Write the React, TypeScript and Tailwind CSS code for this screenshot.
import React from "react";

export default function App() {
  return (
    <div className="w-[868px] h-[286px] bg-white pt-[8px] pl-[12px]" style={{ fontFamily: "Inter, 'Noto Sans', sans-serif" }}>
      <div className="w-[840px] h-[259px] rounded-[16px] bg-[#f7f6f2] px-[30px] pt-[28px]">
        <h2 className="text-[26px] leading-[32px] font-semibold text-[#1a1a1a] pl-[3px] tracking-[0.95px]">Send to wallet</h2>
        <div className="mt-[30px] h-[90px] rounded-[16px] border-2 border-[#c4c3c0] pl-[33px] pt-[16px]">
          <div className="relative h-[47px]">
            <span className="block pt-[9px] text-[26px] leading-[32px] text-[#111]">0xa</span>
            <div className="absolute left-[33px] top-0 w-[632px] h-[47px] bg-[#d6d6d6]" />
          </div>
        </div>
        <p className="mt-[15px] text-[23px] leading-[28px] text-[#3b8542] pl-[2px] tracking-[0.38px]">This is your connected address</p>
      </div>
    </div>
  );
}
===
PROBLEM TO WORK ON: Starting at the first line of the data above, please restate word for word every line up to and including the one that holds "import React from", and add nothing else.

COMPLETED TASK:
Write the React, TypeScript and Tailwind CSS code for this screenshot.
import React from "react";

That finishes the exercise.